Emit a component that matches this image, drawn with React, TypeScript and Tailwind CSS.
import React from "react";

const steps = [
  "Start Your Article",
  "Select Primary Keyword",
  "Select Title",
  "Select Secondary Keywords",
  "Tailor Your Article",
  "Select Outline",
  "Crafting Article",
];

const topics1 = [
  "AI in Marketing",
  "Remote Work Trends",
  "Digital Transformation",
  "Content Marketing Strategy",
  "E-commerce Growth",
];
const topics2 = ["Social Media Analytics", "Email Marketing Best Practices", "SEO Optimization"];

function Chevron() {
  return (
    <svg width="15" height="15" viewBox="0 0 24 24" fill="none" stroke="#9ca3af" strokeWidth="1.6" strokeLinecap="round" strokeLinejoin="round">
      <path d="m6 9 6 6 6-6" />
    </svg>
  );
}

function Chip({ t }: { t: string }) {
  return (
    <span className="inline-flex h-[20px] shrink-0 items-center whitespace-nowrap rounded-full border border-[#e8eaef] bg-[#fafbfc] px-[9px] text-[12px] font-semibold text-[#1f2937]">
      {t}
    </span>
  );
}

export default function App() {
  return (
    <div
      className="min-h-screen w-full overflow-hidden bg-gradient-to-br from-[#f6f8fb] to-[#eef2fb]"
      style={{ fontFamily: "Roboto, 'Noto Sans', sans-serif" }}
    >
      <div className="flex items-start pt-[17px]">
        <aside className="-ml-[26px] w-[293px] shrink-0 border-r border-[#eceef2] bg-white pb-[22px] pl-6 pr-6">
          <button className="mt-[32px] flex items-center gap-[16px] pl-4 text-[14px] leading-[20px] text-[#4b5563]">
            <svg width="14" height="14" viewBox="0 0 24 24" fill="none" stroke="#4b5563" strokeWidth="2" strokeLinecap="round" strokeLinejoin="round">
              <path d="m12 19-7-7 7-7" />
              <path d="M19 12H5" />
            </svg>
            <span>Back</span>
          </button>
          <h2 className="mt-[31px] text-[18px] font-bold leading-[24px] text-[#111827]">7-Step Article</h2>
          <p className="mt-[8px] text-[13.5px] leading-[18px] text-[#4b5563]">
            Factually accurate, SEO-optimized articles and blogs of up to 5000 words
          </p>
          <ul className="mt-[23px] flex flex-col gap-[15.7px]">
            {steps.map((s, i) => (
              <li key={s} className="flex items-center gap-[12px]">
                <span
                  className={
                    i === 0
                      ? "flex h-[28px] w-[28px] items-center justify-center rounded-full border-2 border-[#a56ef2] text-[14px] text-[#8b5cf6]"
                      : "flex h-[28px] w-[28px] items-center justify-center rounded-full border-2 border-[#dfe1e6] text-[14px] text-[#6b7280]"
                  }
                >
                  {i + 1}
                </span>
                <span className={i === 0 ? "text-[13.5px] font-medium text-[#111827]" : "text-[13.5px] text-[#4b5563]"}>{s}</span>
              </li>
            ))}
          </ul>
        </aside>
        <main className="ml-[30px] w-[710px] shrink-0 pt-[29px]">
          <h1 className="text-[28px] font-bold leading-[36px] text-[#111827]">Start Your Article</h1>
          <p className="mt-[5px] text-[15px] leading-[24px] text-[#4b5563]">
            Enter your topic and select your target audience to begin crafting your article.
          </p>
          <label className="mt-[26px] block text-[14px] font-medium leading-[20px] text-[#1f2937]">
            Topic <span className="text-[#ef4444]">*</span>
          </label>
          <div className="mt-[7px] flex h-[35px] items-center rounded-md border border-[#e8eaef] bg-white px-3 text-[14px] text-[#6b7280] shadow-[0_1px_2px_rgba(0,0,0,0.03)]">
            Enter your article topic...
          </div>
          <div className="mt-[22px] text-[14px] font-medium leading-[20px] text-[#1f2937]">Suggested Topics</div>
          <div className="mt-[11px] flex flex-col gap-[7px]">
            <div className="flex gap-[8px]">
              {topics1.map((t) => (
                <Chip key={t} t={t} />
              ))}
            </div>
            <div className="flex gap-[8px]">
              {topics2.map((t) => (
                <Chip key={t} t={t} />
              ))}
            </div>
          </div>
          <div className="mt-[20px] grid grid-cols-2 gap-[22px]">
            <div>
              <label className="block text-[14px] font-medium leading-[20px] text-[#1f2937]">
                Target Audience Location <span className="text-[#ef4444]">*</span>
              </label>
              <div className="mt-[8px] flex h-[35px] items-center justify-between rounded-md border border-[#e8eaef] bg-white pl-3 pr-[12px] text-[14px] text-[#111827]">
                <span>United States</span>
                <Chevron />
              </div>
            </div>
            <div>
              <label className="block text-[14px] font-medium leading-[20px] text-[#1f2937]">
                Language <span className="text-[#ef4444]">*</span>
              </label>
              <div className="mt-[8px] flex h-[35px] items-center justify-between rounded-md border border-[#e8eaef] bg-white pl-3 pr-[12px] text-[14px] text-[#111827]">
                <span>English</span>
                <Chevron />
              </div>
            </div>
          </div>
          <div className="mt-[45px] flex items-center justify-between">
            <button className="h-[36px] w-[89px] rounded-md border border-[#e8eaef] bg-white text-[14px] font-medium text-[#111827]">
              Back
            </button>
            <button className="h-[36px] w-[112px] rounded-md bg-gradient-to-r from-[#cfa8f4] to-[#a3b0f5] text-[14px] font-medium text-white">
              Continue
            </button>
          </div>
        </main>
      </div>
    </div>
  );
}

☆ ☆ ☆ ☆ ☆

Copy all lines from the material that hold "React".

Emit a component that matches this image, drawn with React, TypeScript and Tailwind CSS.
import React from "react";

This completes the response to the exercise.